- Sarfaryab Rural District Location within Iran
- Coordinates: 30°48′33″N 50°54′46″E﻿ / ﻿30.80917°N 50.91278°E
- Country: Iran
- Province: Kohgiluyeh and Boyer-Ahmad
- County: Charam
- District: Sarfaryab
- Capital: Sarfaryab

Population (2016)
- • Total: 3,165
- Time zone: UTC+3:30 (IRST)

= Sarfaryab Rural District =

Rural district in Kohgiluyeh and Boyer-Ahmad province, Iran

Sarfaryab Rural District (دهستان سرفاریاب) is in Sarfaryab District of Charam County, Kohgiluyeh and Boyer-Ahmad province, Iran.
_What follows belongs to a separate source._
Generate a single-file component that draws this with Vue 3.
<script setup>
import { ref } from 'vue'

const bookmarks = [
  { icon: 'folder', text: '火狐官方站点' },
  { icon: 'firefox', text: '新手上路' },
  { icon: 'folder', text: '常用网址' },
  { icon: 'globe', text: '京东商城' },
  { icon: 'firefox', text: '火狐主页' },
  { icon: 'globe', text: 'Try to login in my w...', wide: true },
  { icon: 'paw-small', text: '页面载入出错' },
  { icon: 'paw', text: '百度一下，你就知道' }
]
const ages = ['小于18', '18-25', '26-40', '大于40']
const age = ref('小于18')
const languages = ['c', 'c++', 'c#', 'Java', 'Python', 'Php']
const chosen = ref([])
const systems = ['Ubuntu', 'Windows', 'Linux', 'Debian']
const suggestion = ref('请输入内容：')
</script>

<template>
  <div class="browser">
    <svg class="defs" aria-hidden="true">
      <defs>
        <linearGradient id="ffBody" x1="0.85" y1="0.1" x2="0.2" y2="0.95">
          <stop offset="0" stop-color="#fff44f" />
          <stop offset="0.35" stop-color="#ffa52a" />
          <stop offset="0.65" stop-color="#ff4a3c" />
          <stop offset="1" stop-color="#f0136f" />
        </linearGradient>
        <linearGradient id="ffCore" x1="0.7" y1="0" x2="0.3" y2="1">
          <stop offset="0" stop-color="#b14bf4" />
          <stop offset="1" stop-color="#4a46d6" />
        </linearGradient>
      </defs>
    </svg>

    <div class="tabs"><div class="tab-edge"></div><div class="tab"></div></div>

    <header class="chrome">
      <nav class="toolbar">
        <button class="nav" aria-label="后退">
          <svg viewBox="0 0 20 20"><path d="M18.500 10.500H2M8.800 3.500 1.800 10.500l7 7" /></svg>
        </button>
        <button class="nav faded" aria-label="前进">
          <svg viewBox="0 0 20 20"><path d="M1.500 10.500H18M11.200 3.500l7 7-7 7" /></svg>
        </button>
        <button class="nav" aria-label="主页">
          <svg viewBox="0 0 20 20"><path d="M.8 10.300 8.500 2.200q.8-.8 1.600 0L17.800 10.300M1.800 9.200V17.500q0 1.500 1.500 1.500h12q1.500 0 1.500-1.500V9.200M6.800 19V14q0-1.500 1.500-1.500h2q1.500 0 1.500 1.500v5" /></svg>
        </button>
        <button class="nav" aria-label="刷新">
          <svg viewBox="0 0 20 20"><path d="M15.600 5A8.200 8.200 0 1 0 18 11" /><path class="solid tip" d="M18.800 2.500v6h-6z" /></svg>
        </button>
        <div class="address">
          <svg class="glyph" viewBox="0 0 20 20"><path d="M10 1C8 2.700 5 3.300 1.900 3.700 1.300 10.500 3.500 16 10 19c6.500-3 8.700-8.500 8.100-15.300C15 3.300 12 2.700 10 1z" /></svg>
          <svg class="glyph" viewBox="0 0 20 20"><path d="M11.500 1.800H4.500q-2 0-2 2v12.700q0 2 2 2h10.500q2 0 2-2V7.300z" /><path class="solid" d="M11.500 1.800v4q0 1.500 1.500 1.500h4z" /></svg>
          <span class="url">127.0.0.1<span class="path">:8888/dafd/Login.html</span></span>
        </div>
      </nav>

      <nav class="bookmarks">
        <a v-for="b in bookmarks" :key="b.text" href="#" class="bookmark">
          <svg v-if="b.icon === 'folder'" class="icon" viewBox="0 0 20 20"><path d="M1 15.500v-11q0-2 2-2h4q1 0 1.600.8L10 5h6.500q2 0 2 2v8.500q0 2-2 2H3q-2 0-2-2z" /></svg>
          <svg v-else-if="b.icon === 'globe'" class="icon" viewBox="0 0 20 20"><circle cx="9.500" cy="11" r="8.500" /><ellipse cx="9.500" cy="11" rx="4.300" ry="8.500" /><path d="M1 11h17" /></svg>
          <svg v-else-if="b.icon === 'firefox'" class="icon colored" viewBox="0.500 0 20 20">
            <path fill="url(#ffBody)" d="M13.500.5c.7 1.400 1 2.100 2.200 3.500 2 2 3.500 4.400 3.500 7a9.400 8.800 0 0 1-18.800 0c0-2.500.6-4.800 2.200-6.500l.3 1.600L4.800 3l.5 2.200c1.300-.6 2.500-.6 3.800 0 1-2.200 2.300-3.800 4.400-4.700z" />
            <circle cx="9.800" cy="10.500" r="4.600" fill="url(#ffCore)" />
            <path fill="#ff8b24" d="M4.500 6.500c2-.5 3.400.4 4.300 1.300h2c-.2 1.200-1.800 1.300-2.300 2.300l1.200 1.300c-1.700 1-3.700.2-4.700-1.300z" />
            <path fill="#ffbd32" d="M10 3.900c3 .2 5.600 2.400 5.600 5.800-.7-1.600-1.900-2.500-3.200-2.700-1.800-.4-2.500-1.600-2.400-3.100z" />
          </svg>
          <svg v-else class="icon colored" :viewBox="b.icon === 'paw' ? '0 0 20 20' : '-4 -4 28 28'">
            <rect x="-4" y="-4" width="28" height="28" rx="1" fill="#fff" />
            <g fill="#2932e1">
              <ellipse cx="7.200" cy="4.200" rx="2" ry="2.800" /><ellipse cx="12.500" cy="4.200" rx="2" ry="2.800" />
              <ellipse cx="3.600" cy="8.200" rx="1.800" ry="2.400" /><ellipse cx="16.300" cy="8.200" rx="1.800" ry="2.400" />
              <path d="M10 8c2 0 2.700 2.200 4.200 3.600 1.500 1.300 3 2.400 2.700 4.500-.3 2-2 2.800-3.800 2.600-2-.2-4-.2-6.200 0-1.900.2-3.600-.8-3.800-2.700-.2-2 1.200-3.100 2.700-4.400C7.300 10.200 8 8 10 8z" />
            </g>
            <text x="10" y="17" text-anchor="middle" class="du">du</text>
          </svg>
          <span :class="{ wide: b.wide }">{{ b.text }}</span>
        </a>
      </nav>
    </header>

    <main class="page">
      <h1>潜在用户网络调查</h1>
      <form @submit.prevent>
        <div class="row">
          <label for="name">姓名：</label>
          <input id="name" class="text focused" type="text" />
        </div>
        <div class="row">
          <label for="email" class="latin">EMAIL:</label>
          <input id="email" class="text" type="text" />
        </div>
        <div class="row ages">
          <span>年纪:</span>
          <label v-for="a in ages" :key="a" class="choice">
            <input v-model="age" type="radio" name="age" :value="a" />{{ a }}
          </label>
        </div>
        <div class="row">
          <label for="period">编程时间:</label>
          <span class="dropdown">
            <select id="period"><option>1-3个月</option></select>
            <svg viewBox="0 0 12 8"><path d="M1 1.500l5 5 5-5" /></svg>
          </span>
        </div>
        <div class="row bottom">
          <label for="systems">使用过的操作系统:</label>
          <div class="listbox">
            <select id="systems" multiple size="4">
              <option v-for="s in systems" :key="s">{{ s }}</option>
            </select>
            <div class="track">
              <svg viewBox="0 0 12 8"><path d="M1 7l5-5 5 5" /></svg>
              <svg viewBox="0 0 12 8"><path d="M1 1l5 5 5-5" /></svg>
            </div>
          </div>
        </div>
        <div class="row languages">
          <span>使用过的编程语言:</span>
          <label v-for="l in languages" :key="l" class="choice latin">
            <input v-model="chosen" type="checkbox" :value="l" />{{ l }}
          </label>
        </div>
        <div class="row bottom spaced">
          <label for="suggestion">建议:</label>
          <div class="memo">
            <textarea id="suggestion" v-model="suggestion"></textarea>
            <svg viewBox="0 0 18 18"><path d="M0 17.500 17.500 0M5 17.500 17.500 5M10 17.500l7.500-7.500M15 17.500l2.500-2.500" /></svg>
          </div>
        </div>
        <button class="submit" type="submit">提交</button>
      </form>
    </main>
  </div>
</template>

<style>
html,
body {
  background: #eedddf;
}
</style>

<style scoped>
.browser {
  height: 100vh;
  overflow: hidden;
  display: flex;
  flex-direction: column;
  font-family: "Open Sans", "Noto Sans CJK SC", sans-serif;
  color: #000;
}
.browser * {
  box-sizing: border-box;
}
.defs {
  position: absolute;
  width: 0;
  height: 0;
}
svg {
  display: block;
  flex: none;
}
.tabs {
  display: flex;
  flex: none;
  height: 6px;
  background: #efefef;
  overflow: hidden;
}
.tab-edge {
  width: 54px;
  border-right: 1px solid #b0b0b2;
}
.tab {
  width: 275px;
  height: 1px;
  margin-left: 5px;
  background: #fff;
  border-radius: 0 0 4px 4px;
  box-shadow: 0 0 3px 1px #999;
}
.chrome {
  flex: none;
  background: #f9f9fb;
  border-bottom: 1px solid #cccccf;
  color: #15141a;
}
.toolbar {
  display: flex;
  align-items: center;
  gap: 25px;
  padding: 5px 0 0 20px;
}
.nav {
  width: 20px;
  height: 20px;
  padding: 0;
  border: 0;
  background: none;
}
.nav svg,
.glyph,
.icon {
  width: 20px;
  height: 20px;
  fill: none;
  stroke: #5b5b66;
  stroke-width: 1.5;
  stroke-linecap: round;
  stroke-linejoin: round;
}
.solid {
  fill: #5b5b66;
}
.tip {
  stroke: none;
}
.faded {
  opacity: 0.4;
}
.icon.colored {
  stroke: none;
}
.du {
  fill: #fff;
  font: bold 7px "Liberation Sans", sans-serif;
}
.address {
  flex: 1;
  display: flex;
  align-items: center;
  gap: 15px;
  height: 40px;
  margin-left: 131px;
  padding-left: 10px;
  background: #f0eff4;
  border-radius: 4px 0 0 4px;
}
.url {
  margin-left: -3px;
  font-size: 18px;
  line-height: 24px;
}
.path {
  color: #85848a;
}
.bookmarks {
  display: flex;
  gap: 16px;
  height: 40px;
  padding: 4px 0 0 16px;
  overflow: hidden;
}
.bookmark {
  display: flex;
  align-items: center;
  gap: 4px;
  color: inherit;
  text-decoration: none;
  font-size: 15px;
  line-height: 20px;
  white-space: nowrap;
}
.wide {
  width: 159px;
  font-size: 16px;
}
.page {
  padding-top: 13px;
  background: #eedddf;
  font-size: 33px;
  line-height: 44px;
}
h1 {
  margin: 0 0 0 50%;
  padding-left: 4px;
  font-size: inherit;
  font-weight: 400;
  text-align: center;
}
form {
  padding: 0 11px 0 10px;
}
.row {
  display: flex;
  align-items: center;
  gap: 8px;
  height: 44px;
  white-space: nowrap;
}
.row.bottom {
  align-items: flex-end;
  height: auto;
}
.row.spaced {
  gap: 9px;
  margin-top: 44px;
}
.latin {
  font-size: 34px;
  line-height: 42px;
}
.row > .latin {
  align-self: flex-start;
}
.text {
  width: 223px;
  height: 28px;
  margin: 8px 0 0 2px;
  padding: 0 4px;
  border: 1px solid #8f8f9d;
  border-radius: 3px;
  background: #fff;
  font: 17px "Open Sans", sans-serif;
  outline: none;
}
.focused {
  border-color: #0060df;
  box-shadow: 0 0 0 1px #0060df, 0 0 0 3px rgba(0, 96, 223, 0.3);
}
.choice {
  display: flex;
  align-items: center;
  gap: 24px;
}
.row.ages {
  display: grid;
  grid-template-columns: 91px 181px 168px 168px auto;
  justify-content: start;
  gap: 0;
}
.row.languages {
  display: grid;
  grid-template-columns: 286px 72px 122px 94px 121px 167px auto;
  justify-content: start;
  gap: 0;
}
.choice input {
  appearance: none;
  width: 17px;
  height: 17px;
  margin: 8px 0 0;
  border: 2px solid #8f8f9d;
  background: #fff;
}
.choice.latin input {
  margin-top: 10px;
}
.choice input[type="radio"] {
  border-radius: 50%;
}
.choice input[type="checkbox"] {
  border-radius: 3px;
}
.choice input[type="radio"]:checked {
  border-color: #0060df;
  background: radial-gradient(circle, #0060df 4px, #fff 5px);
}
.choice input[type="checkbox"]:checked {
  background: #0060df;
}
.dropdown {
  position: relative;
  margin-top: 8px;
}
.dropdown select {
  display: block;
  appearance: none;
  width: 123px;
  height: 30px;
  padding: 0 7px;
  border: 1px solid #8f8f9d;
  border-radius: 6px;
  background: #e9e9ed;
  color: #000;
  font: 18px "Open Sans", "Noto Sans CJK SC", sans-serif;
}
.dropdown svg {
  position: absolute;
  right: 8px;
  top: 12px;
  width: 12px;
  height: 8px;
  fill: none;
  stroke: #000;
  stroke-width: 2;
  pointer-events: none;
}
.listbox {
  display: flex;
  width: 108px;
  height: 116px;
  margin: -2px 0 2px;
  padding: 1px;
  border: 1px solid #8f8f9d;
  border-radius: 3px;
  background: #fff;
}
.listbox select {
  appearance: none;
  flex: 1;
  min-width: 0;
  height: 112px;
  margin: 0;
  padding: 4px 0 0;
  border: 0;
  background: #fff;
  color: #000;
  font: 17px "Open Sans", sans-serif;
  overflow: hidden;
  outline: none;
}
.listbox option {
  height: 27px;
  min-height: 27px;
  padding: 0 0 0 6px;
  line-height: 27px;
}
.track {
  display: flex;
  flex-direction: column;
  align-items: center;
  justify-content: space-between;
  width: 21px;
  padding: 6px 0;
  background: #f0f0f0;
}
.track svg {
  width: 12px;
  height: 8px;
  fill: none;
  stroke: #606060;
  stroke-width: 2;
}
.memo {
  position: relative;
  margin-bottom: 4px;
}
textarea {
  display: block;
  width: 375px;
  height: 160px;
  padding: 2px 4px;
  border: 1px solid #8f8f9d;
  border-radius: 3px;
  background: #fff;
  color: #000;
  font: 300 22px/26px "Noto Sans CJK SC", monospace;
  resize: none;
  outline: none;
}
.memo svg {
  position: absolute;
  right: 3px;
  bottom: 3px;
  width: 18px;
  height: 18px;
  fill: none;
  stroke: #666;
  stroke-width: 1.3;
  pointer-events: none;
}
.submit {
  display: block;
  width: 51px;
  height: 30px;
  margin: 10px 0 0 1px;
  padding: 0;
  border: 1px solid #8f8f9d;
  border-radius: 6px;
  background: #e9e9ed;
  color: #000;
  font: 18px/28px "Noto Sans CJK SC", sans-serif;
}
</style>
It is administered from the city of Sarfaryab. (Note: Formerly the village of Bar Aftab-e Sarfaryab)

==Demographics==
===Population===
At the time of the 2006 National Census, the rural district's population (as a part of Kohgiluyeh County) was 7,032 in 1,500 households. There were 5,295 inhabitants in 1,316 households at the following census of 2011, by which time the district had been separated from the county in the establishment of Charam County. The 2016 census measured the population of the rural district as 3,165 in 895 households. The most populous of its 51 villages was Eslamabad-e Deh Now, with 514 people.